Murray Shackel has quietly helped make the annual Ducky 500 race a 'blast' for the past 17 years.

MURRAY SHACKEL

MURRAY SHACKEL

Murray Shackel has quietly helped make the annual Ducky 500 race a ‘blast’ for the past 17 years.

Every Canada Day, the 76-year-old has awoken early to go pick up the 1,000 pound HMCS Quadra cannon at the the cadet training grounds at Goose Spit and transport it to Lewis Park for the race.

Shackel, who has been an employee at Comox Slegg Lumber — formerly Comox Builders — for 21 years, was first asked to pick up the large cannon years ago.

“The company asked me to do it and I just kept on doing it,” said Shackel. “I just enjoy doing it, and seeing the people, and keeping the people happy.”

The cannon, which Shackel noted was built in 1899 and used mostly for training purposes, is blasted at 1 p.m. each July 1 to mark the start of the Rotary Club of Comox’s annual Ducky 500 race.

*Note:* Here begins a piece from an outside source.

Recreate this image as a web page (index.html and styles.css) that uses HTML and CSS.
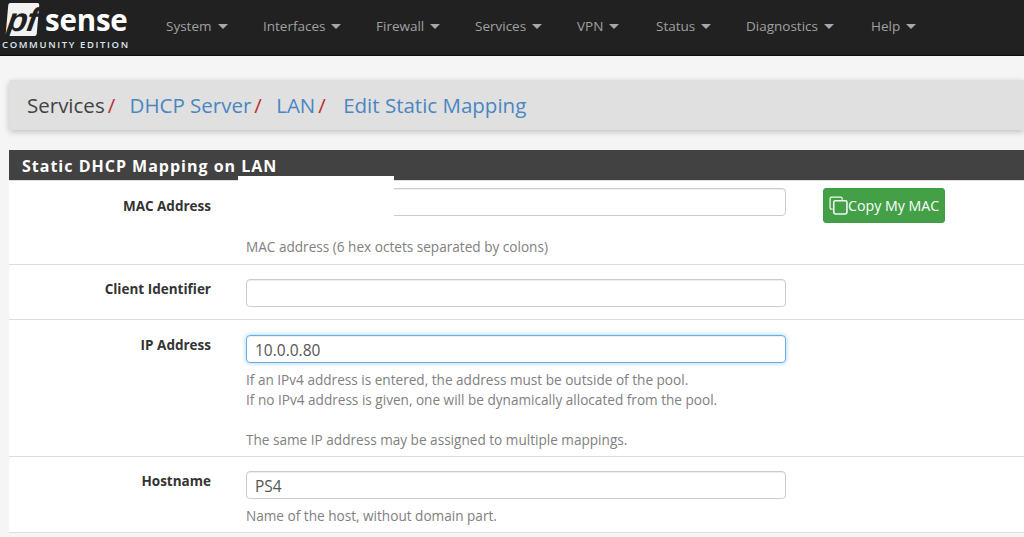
FILE: index.html
```html
<!DOCTYPE html>
<html lang="en">
<head>
<meta charset="utf-8">
<title>Static DHCP Mapping on LAN</title>
<link rel="stylesheet" href="styles.css">
</head>
<body>
<nav class="navbar">
  <div class="brand">
    <div class="logo-top"><span class="pf"><span class="pf-text">pf</span></span><span class="sense">sense</span></div>
    <div class="edition">COMMUNITY EDITION</div>
  </div>
  <ul class="menu">
    <li class="m1">System<i class="caret"></i></li>
    <li class="m2">Interfaces<i class="caret"></i></li>
    <li class="m3">Firewall<i class="caret"></i></li>
    <li class="m4">Services<i class="caret"></i></li>
    <li class="m5">VPN<i class="caret"></i></li>
    <li class="m6">Status<i class="caret"></i></li>
    <li class="m7">Diagnostics<i class="caret"></i></li>
    <li class="m8">Help<i class="caret"></i></li>
  </ul>
</nav>
<main class="content">
  <div class="crumbs">
    <span>Services</span><span class="sep">/</span>
    <a>DHCP Server</a><span class="sep">/</span>
    <a>LAN</a><span class="sep sep-last">/</span>
    <a>Edit Static Mapping</a>
  </div>
  <section class="panel">
    <h2 class="panel-title">Static DHCP Mapping on LAN</h2>
    <div class="mask"></div>
    <div class="row row-mac">
      <label>MAC Address</label>
      <div class="field">
        <input class="input" type="text">
        <p class="help help-mac">MAC address (6 hex octets separated by colons)</p>
      </div>
      <button class="btn" type="button">
        <svg class="copy" viewBox="0 0 18 18" width="19" height="19" aria-hidden="true"><path d="M3.500 12.500H2.500A1.500 1.500 0 0 1 1 11V2.500A1.500 1.500 0 0 1 2.500 1H11A1.500 1.500 0 0 1 12.500 2.500V3.500" fill="none" stroke="currentColor" stroke-width="1.200"/><rect x="4.500" y="4.500" width="12.500" height="12.500" rx="1.500" fill="none" stroke="currentColor" stroke-width="1.500"/></svg>Copy My MAC
      </button>
    </div>
    <div class="row row-client">
      <label>Client Identifier</label>
      <div class="field"><input class="input" type="text"></div>
    </div>
    <div class="row row-ip">
      <label>IP Address</label>
      <div class="field">
        <input class="input focus" type="text" value="10.0.0.80">
        <p class="help">If an IPv4 address is entered, the address must be outside of the pool.<br>If no IPv4 address is given, one will be dynamically allocated from the pool.<br><br>The same IP address may be assigned to multiple mappings.</p>
      </div>
    </div>
    <div class="row row-host">
      <label>Hostname</label>
      <div class="field">
        <input class="input" type="text" value="PS4">
        <p class="help help-host">Name of the host, without domain part.</p>
      </div>
    </div>
  </section>
</main>
</body>
</html>
```
FILE: styles.css
```css
* { box-sizing: border-box; }
html, body { margin: 0; height: 537px; overflow: hidden; }
body { background: #f5f5f5; font-family: "Open Sans", sans-serif; color: #333; }

.navbar { height: 56px; background: #212121; border-bottom: 1px solid #0d0d0d; display: flex; }
.brand { width: 166px; padding: 2px 0 0 2px; flex: none; }
.logo-top { display: flex; align-items: center; height: 35px; padding-left: 5px; }
.pf { display: block; flex: none; width: 31px; height: 33px; background: #f2f2f2; border-radius: 2px; transform: skewX(-5deg); text-align: center; }
.pf-text { display: block; color: #212121; font: italic 700 33px/33px "Liberation Sans", sans-serif; letter-spacing: -1px; transform: skewX(-4deg); }
.sense { color: #fff; font: 700 29.500px/28px "Open Sans", sans-serif; margin-left: 7px; letter-spacing: -.2px; }
.edition { color: #dfe6ee; font: 600 9.500px/12px "Open Sans", sans-serif; letter-spacing: 1.620px; margin-top: 2px; white-space: nowrap; }
.menu { list-style: none; margin: 0; padding: 0; display: flex; font-size: 13.500px; color: #a0a0a0; line-height: 52px; }
.menu li { white-space: nowrap; }
.m1 { width: 97px; } .m2 { width: 113px; } .m3 { width: 99px; } .m4 { width: 102px; }
.m5 { width: 79px; } .m6 { width: 90px; } .m7 { width: 125px; }
.caret { display: inline-block; margin-left: 6px; vertical-align: 2px; border-top: 5px solid #a8a8a8; border-left: 5px solid transparent; border-right: 5px solid transparent; }

.content { padding: 24px 0 0 9px; }
.crumbs { height: 50px; background: #e0e0e0; border-radius: 3px 0 0 3px; box-shadow: 0 2px 6px rgba(0,0,0,.22); padding-left: 18px; font-size: 20.500px; line-height: 50px; white-space: nowrap; color: #424242; }
.crumbs a { color: #4a86c0; }
.sep { color: #b5322f; margin: 0 9px 0 3px; }
.sep-last { margin-right: 12px; }

.panel { position: relative; margin-top: 20px; background: #fff; }
.panel-title { margin: 0; height: 31px; background: #424242; border-bottom: 1px solid #ddd; color: #fff; font-size: 16px; font-weight: 700; letter-spacing: 1px; line-height: 32px; padding-left: 13px; }
.mask { position: absolute; z-index: 1; left: 229px; top: 26px; width: 156px; height: 56px; background: #fff; }

.row { display: flex; align-items: flex-start; border-bottom: 1px solid #ddd; position: relative; }
.row label { width: 202px; flex: none; text-align: right; font-size: 13.500px; font-weight: 700; color: #333; }
.field { width: 540px; margin-left: 35px; flex: none; }
.input { display: block; width: 100%; height: 28px; border: 1px solid #ccc; border-radius: 4px; padding: 1px 8px 0; font: 15.500px "Open Sans", sans-serif; color: #555; background: #fff; outline: none; box-shadow: inset 0 1px 1px rgba(0,0,0,.07); }
.focus { border-color: #66afe9; box-shadow: inset 0 1px 1px rgba(0,0,0,.07), 0 0 5px rgba(102,175,233,.6); }
.help { margin: 0; font-size: 13.600px; line-height: 20px; color: #808080; }

.row-mac { height: 84px; padding-top: 7px; }
.row-mac label { padding-top: 8px; line-height: 20px; }
.help-mac { margin-top: 21px; }
.btn { margin-left: 37px; width: 122px; height: 35px; border: 1px solid #3e9c42; border-radius: 3px; background: #43a047; color: #fff; font: 14.200px "Open Sans", sans-serif; padding: 0 0 0 5px; display: flex; align-items: center; white-space: nowrap; }
.copy { flex: none; color: #f0f7f0; }

.row-client { height: 55px; padding-top: 14px; }
.row-client label { line-height: 20px; }

.row-ip { height: 137px; padding-top: 15px; }
.row-ip label { line-height: 20px; }
.row-ip .help { margin-top: 7px; }

.row-host { height: 76px; padding-top: 14px; }
.row-host label { line-height: 20px; }
.help-host { margin-top: 7px; }
```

The duckies are set loose from Condensory Bridge on the Courtenay River, and they race down to the finish at the Fifth Street Bridge. After the first 10 duckies cross the finish line, the cannon is blasted once more.

Prizes are given out for the owners of tickets matching the first 10 duckies. The Comox Rotary Club sells ducky tickets to raise money for initiatives in the Comox Valley.

Shackel said he enjoys seeing the spectator excitement during the race, and everyone looks forward to the cannon blast at the end of the race.

“Oh, they all get excited because they’re wanting to see who won the Ducky 500 race,” he said.

After the race event is finished, Shackel loads the cannon back onto the large Slegg Lumber truck and takes it back to HMCS Quadra.

He noted he’d like to retire from the duty starting next year, but it’s quite tricky to load the cannon, and he told Slegg Lumber he can do it again next year if nobody else is able to.

“Probably wind up doing it,” he said, adding “I’ve got it down to a science.”